Axil wrote:Looking back on past speculations, the thing that really confuses the issue for someone who wants to understand the Rossi process is that Rossi only gives you one half of the puzzle, the nickel part. When you look at the nickel ash you only see one half of the reaction results. For example, when Levi looks at the nickel ash as he wants to do, Levi will only see the fusion portion of the reaction when he analyzes the nickel ash. This is OK with Rossi.

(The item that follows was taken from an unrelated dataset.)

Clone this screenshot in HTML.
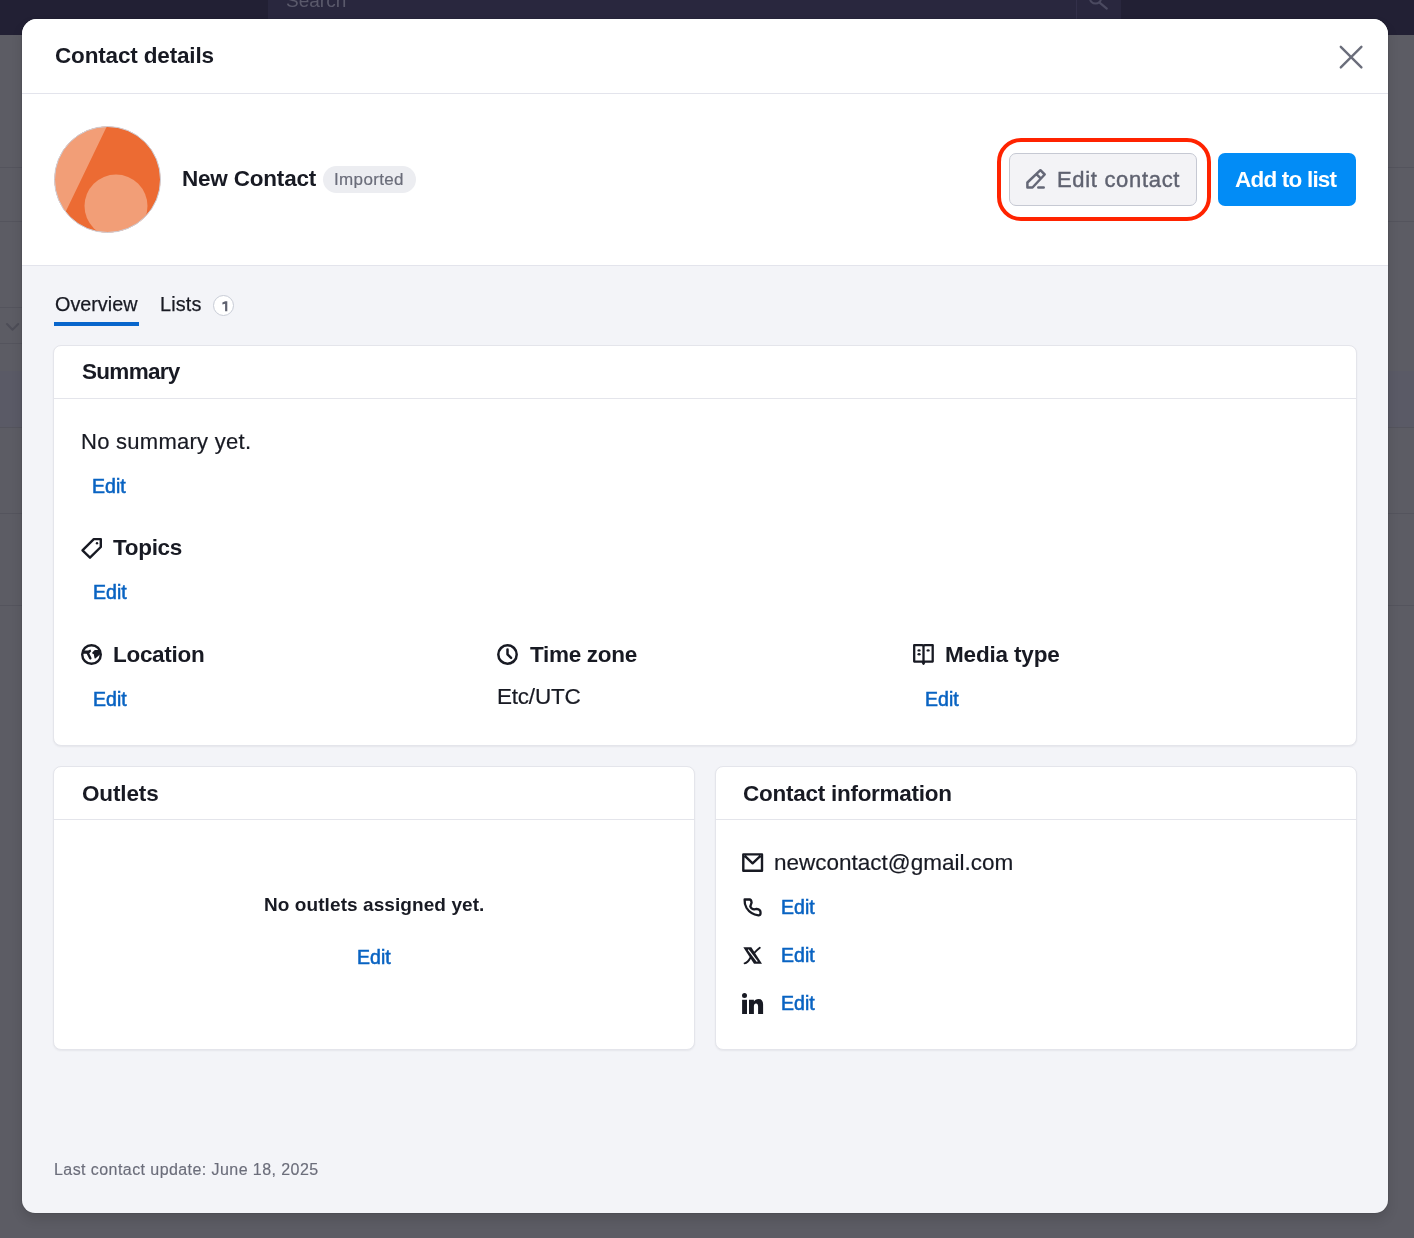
<!DOCTYPE html>
<html><head><meta charset="utf-8">
<style>
*{margin:0;padding:0;box-sizing:border-box}
html,body{width:1414px;height:1238px;overflow:hidden}
body{position:relative;background:#5c5c64;font-family:"Liberation Sans",sans-serif;color:#181a23}
.a{position:absolute;white-space:nowrap;line-height:1;will-change:transform}
.b{font-weight:bold}
#topbar{position:absolute;left:0;top:0;width:1414px;height:35px;background:#222034}
#search{position:absolute;left:268px;top:0;width:808px;height:35px;background:#29273e}
#sbtn{position:absolute;left:1076px;top:0;width:45px;height:35px;background:#29273e;border-left:1px solid #33304a}
.line{position:absolute;left:0;width:1414px;height:1px;background:#54545d}
#modal{position:absolute;left:22px;top:19px;width:1366px;height:1194px;background:#f3f4f8;border-radius:15px 15px 13px 13px;overflow:hidden;box-shadow:0 0 1.5px rgba(0,0,0,.35),0 6px 12px rgba(0,0,0,.12)}
#hdr{position:absolute;left:0;top:0;width:1366px;height:75px;background:#fff;border-bottom:1px solid #e3e4ec}
#prof{position:absolute;left:0;top:75px;width:1366px;height:172px;background:#fff;border-bottom:1px solid #e3e4ec}
.card{position:absolute;background:#fff;border:1px solid #e4e5eb;border-radius:8px;box-shadow:0 1px 2px rgba(20,20,40,.06)}
.card .hd{position:absolute;left:0;top:0;right:0;height:53px;border-bottom:1px solid #e4e5eb}
.link{color:#0963c2;-webkit-text-stroke:0.55px #0963c2;letter-spacing:0.05px;font-size:19.5px!important}
</style></head><body>
<div id="topbar"></div>
<div id="search"></div>
<div id="sbtn"></div>
<div class="a" style="left:286px;top:-9.5px;font-size:19px;color:#5a596b">Search</div>
<svg style="position:absolute;left:1080px;top:0" width="40" height="20" viewBox="0 0 40 20"><circle cx="15.5" cy="-2" r="5.6" fill="none" stroke="#4b4a60" stroke-width="2"/><path d="M19.6 2.6L26.8 8.6" stroke="#4b4a60" stroke-width="2.2" stroke-linecap="round"/></svg>
<div class="line" style="top:167px"></div>
<div class="line" style="top:221px"></div>
<div class="line" style="top:307px;width:22px"></div>
<div class="line" style="top:343px;width:22px"></div>
<div style="position:absolute;left:0;top:371px;width:1414px;height:56px;background:#5a5a66"></div>
<svg style="position:absolute;left:0;top:315px" width="24" height="24" viewBox="0 0 24 24"><path d="M7 9L12.5 14.8L18.2 9" fill="none" stroke="#4d4d57" stroke-width="2" stroke-linecap="round" stroke-linejoin="round"/></svg>
<div class="line" style="top:427px"></div>
<div class="line" style="top:513px"></div>
<div class="line" style="top:605px"></div>

<div id="modal">
  <div id="hdr"></div>
  <div id="prof"></div>
</div>

<!-- header -->
<div class="a b" style="left:55px;top:44.58px;font-size:22.5px;letter-spacing:-0.16px">Contact details</div>
<svg style="position:absolute;left:1330px;top:36px" width="42" height="42" viewBox="0 0 42 42"><path d="M10.8 10.8L31.4 31.4M31.4 10.8L10.8 31.4" stroke="#6b6e7b" stroke-width="2.4" stroke-linecap="round"/></svg>

<!-- profile -->
<svg style="position:absolute;left:54px;top:126px" width="107" height="107" viewBox="0 0 107 107">
  <defs><clipPath id="cc"><circle cx="53.5" cy="53.5" r="53"/></clipPath></defs>
  <g clip-path="url(#cc)">
    <rect width="107" height="107" fill="#ec6b33"/>
    <path d="M0 0 L53 0 L12.5 84 L0 110 Z" fill="#f29e77"/>
    <circle cx="62" cy="80" r="31.5" fill="#f29e77"/>
  </g>
  <circle cx="53.5" cy="53.5" r="53" fill="none" stroke="#cdd0da" stroke-width="1"/>
</svg>
<div class="a b" style="left:182px;top:167.58px;font-size:22.5px;letter-spacing:-0.20px">New Contact</div>
<div style="position:absolute;left:323px;top:166px;width:93px;height:27px;border-radius:14px;background:#ecedf1"></div>
<div class="a" style="left:334px;top:171px;font-size:17px;letter-spacing:0.35px;color:#6b6d7a;-webkit-text-stroke:0.2px #6b6d7a">Imported</div>

<div style="position:absolute;left:997px;top:138px;width:214px;height:83px;border:4px solid #ff2300;border-radius:24px"></div>
<div style="position:absolute;left:1009px;top:153px;width:188px;height:53px;border:1px solid #c6c9d3;border-radius:7px;background:#f3f3f6"></div>
<svg style="position:absolute;left:1020px;top:164px" width="32" height="32" viewBox="0 0 32 32"><path d="M7.4 23.5V18.5L20.4 6.2L24.7 10.5L12.5 23.5Z M16.4 10.2L20.7 14.4" fill="none" stroke="#656877" stroke-width="2.5" stroke-linejoin="round"/><path d="M18.3 23.5H23.7" stroke="#656877" stroke-width="2.5" stroke-linecap="round"/></svg>
<div class="a" style="left:1057px;top:169px;font-size:22px;letter-spacing:0.68px;color:#5f6270;-webkit-text-stroke:0.4px #5f6270">Edit contact</div>
<div style="position:absolute;left:1218px;top:153px;width:138px;height:53px;border-radius:7px;background:#028cf6"></div>
<div class="a b" style="left:1235px;top:168.58px;font-size:22.5px;letter-spacing:-0.79px;color:#fff">Add to list</div>

<!-- tabs -->
<div class="a" style="left:55px;top:294.9px;font-size:19.8px;letter-spacing:0.0px;-webkit-text-stroke:0.25px #181a23">Overview</div>
<div style="position:absolute;left:54px;top:322px;width:85px;height:4px;background:#0866cc"></div>
<div class="a" style="left:160px;top:294.9px;font-size:19.8px;letter-spacing:0.15px;-webkit-text-stroke:0.25px #181a23">Lists</div>
<div style="position:absolute;left:213px;top:295px;width:21px;height:21px;border:1px solid #c8ccd6;border-radius:50%;background:#fff"></div>
<svg style="position:absolute;left:206px;top:290px" width="34" height="30" viewBox="0 0 34 30"><path d="M16.4 12.6L19.2 11.2H21.3V21.2H19.1V13.7L16.4 14.6Z" fill="#5f6270"/></svg>

<!-- summary card -->
<div class="card" style="left:53px;top:345px;width:1304px;height:401px"><div class="hd"></div></div>
<div class="a b" style="left:82px;top:360.58px;font-size:22.5px;letter-spacing:-0.71px">Summary</div>
<div class="a" style="left:81px;top:431px;font-size:22px;letter-spacing:0.27px;-webkit-text-stroke:0.2px #181a23">No summary yet.</div>
<div class="a link" style="left:92px;top:477.1px;font-size:19px">Edit</div>

<svg style="position:absolute;left:78px;top:535px" width="28" height="28" viewBox="0 0 28 28"><path d="M15.8 4.1H22.8V12L12 22.7L4.5 15.3Z" fill="none" stroke="#181a23" stroke-width="2.4" stroke-linejoin="round"/><circle cx="19" cy="8.3" r="1.2" fill="#181a23"/></svg>
<div class="a b" style="left:113px;top:536.58px;font-size:22.5px;letter-spacing:-0.31px">Topics</div>
<div class="a link" style="left:93px;top:583.1px;font-size:19px">Edit</div>

<svg style="position:absolute;left:78px;top:641px" width="28" height="28" viewBox="0 0 28 28"><circle cx="13.5" cy="13.5" r="9.3" fill="none" stroke="#181a23" stroke-width="2.4"/><path d="M4 9.4H10.2L12.4 8.4L13.2 10.3L11 12.8H4Z" fill="#181a23"/><path d="M9.8 12.2L12.3 17.3" fill="none" stroke="#181a23" stroke-width="2.5" stroke-linecap="round"/><path d="M14.8 12L17 9.8H22.5L22 12.5L17.2 16.8L16.5 13Z" fill="#181a23" stroke="#181a23" stroke-width="1.4" stroke-linejoin="round"/></svg>
<div class="a b" style="left:113px;top:643.58px;font-size:22.5px;letter-spacing:-0.30px">Location</div>
<div class="a link" style="left:93px;top:690.1px;font-size:19px">Edit</div>

<svg style="position:absolute;left:494px;top:641px" width="28" height="28" viewBox="0 0 28 28"><circle cx="13.5" cy="13.5" r="9.2" fill="none" stroke="#181a23" stroke-width="2.5"/><path d="M13.5 8.6V13.3L17.1 16.9" fill="none" stroke="#181a23" stroke-width="2.5" stroke-linecap="round" stroke-linejoin="round"/></svg>
<div class="a b" style="left:530px;top:643.58px;font-size:22.5px;letter-spacing:-0.30px">Time zone</div>
<div class="a" style="left:497px;top:685.5px;font-size:22.5px;letter-spacing:-0.22px;-webkit-text-stroke:0.2px #181a23">Etc/UTC</div>

<svg style="position:absolute;left:910px;top:641px" width="28" height="28" viewBox="0 0 28 28"><path d="M4.2 4.1H12.3L13.5 5.2L14.7 4.1H22.7V20.6H14.6L13.5 22.8L12.4 20.6H4.2Z M13.5 5.2V20.6" fill="none" stroke="#181a23" stroke-width="2.3" stroke-linejoin="round"/><ellipse cx="9.05" cy="9.4" rx="1.6" ry="1.2" fill="#181a23"/><ellipse cx="9.05" cy="13.3" rx="1.6" ry="1.2" fill="#181a23"/><ellipse cx="18.1" cy="9.4" rx="1.6" ry="1.2" fill="#181a23"/></svg>
<div class="a b" style="left:945px;top:643.58px;font-size:22.5px;letter-spacing:-0.17px">Media type</div>
<div class="a link" style="left:925px;top:690.2px;font-size:19px">Edit</div>

<!-- outlets -->
<div class="card" style="left:53px;top:766px;width:642px;height:284px"><div class="hd"></div></div>
<div class="a b" style="left:82px;top:782.58px;font-size:22.5px;letter-spacing:-0.14px">Outlets</div>
<div class="a b" style="left:264px;top:895px;font-size:19px;letter-spacing:0.08px">No outlets assigned yet.</div>
<div class="a link" style="left:357px;top:947.8px;font-size:19px">Edit</div>

<!-- contact info -->
<div class="card" style="left:715px;top:766px;width:642px;height:284px"><div class="hd"></div></div>
<div class="a b" style="left:743px;top:782.58px;font-size:22.5px;letter-spacing:-0.26px">Contact information</div>
<svg style="position:absolute;left:738px;top:848px" width="30" height="30" viewBox="0 0 30 30"><path d="M5.3 6.4H24V22.7H5.3Z M6.8 7.8L14.6 15.3L22.5 7.8" fill="none" stroke="#181a23" stroke-width="2.4" stroke-linejoin="round"/></svg>
<div class="a" style="left:774px;top:851.9px;font-size:22.5px;letter-spacing:0.0px;-webkit-text-stroke:0.2px #181a23">newcontact@gmail.com</div>
<svg style="position:absolute;left:738px;top:893px" width="30" height="30" viewBox="0 0 30 30"><path d="M6.6 6.5H11.6Q13.2 6.6 13.6 9.6L12.3 13.4Q13.6 16.2 16.2 16.3L18.6 15.8Q22.5 16.5 22.5 19L22.5 20.6Q22.3 22.4 20.4 22.3Q12.5 21.3 8.6 15Q6.3 11 6.6 6.5Z" fill="none" stroke="#181a23" stroke-width="2.3" stroke-linejoin="round"/></svg>
<div class="a link" style="left:781px;top:898.3px;font-size:19px">Edit</div>
<svg style="position:absolute;left:738px;top:941px" width="30" height="30" viewBox="0 0 30 30"><path d="M5.3 6.3H13.3L24 22.8H16Z" fill="#181a23"/><path d="M10.2 8.6L19.3 20.6" stroke="#fff" stroke-width="1.1"/><path d="M16.3 11.8Q19 9 21.8 6.8 M6.6 22.4Q9.8 21.8 12.4 16.8" fill="none" stroke="#181a23" stroke-width="1.9" stroke-linecap="round"/></svg>
<div class="a link" style="left:781px;top:946.3px;font-size:19px">Edit</div>
<svg style="position:absolute;left:738px;top:989px" width="30" height="30" viewBox="0 0 30 30"><circle cx="6.5" cy="6.5" r="2.5" fill="#181a23"/><rect x="4.1" y="10.8" width="4.9" height="14.2" fill="#181a23"/><path d="M11 10.8H15.9V12.6C16.8 11 18.3 10 20.6 10C23.6 10 25.1 12 25.1 15.5V25H20.1V17.5C20.1 15.5 19.3 14.5 18 14.5C16.6 14.5 15.9 15.6 15.9 17.5V25H11Z" fill="#181a23"/></svg>
<div class="a link" style="left:781px;top:994.3px;font-size:19px">Edit</div>

<!-- footer -->
<div class="a" style="left:54px;top:1162px;font-size:16px;letter-spacing:0.43px;color:#6b6d7a;-webkit-text-stroke:0.15px #6b6d7a">Last contact update: June 18, 2025</div>
</body></html>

Rossi is very clever.

Levi like everybody else will always assume a unitary causation mechanism.

When two complimentary and self reinforcing LENR reactions are combined, you need to look at both parts to see the whole picture.

What is not yet revealed is how Rossi stops a run away reaction without the injection of a LENR poison (deuterium, nitrogen) analogous to control rod insertion is a nuclear reactor.

(headslap…) Rossi has effectively said that there are two complimentary LENR mechanisms at play when he revealed the presence of other catalyzing materials involved in his process.
Axil,

Here is an interesting paper for you.

Mesoscopic Catalyst and D-Cluster Fusion
http://rxiv.org/pdf/1012.0041v1.pdf


No Thorium involved here.

If I understand correctly, they get more heat produced when loading the power then is taken by the powder when unloading. I suspect there is something related to what Rossi is doing.

When they experimented with nickel-Pd alloy, they where surprised to get more heat discrepancy when using less Pd. I would suspect Rossi Nickel powder treatment is depositing his catalyst in the nanopowder surface to get a similar effect. He could very well be using Pd.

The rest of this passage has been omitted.